Your task
Show all lines that include the string "React"; copy each one.

Given information
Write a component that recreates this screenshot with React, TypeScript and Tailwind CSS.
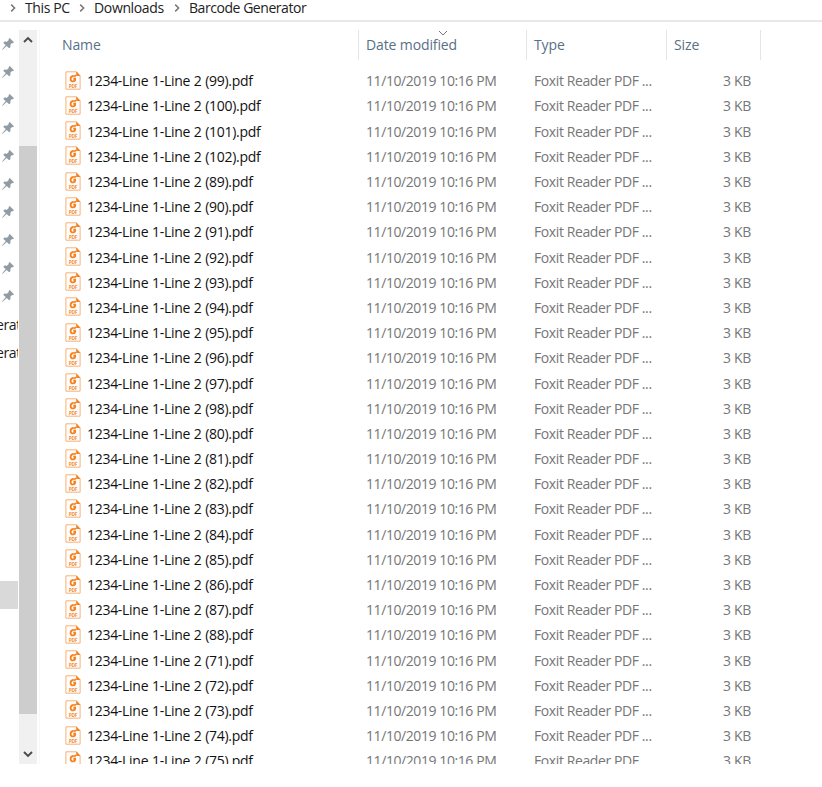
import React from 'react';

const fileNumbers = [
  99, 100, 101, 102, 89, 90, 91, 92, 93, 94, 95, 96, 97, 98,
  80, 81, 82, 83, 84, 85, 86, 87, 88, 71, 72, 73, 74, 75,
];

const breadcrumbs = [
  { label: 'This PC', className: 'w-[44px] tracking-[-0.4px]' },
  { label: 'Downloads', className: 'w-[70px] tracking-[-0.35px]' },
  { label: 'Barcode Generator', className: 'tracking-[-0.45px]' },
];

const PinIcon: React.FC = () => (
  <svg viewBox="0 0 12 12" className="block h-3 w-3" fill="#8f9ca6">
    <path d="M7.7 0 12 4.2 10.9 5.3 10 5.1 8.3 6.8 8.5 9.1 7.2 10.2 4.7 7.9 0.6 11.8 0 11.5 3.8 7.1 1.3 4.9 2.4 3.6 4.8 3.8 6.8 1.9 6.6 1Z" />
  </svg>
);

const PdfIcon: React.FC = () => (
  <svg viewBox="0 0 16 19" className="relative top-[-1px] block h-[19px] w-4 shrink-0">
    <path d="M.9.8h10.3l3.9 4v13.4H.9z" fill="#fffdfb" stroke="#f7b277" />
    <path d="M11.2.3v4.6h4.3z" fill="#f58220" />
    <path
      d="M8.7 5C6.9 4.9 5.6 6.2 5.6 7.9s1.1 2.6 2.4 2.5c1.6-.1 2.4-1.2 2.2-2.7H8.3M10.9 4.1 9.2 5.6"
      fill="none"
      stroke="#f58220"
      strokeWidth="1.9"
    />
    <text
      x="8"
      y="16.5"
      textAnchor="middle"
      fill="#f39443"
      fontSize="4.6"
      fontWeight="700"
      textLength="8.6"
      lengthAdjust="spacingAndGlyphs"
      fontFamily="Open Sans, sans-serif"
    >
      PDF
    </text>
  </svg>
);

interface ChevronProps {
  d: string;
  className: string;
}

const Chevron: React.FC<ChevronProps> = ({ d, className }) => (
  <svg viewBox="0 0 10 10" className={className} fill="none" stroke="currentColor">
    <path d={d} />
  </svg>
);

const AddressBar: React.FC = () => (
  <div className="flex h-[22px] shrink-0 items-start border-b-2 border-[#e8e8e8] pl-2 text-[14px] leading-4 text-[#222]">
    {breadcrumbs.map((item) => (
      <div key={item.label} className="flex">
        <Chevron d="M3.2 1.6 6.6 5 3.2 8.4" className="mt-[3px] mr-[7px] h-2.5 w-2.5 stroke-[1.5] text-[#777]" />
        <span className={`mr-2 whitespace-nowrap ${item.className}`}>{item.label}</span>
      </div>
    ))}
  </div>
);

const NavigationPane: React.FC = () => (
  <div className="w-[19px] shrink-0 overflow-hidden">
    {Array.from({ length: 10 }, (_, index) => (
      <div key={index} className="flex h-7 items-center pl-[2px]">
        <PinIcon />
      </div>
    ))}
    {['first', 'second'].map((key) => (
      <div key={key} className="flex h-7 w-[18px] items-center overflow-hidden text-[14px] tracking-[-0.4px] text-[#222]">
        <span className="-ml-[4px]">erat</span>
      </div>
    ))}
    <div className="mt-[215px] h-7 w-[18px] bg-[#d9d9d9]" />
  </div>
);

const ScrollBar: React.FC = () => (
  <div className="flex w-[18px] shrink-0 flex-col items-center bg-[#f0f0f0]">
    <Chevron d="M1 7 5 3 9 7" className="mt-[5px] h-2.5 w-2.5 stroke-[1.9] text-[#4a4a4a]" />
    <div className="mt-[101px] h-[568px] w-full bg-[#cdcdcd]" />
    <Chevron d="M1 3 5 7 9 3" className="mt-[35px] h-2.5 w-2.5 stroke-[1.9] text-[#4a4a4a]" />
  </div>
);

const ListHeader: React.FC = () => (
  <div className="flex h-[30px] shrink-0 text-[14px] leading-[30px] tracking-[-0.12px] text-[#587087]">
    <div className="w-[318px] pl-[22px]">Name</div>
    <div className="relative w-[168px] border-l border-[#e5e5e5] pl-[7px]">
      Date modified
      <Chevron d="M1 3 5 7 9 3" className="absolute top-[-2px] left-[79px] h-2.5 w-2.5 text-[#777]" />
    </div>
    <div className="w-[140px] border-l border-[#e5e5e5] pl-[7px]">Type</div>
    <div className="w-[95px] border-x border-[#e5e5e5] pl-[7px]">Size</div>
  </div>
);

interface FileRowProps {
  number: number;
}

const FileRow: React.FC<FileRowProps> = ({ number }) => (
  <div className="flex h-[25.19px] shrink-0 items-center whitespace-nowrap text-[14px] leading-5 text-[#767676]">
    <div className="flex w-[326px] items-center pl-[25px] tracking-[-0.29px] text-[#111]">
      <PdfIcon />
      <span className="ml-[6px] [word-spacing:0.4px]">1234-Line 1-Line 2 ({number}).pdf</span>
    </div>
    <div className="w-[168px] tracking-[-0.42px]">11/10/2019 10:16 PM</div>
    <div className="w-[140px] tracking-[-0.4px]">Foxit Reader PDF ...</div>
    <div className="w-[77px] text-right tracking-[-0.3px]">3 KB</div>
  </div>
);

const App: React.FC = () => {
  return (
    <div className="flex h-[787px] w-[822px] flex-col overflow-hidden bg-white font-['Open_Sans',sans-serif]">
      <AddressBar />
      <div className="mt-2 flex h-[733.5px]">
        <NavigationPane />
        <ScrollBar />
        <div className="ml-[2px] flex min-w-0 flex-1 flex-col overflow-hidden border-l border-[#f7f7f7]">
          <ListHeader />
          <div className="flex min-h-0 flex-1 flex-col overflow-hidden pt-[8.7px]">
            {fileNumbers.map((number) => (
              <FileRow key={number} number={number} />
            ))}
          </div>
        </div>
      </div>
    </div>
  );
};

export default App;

Problem solution
Write a component that recreates this screenshot with React, TypeScript and Tailwind CSS.
import React from 'react';
const PinIcon: React.FC = () => (
const PdfIcon: React.FC = () => (
const Chevron: React.FC<ChevronProps> = ({ d, className }) => (
const AddressBar: React.FC = () => (
const NavigationPane: React.FC = () => (
const ScrollBar: React.FC = () => (
const ListHeader: React.FC = () => (
const FileRow: React.FC<FileRowProps> = ({ number }) => (
const App: React.FC = () => {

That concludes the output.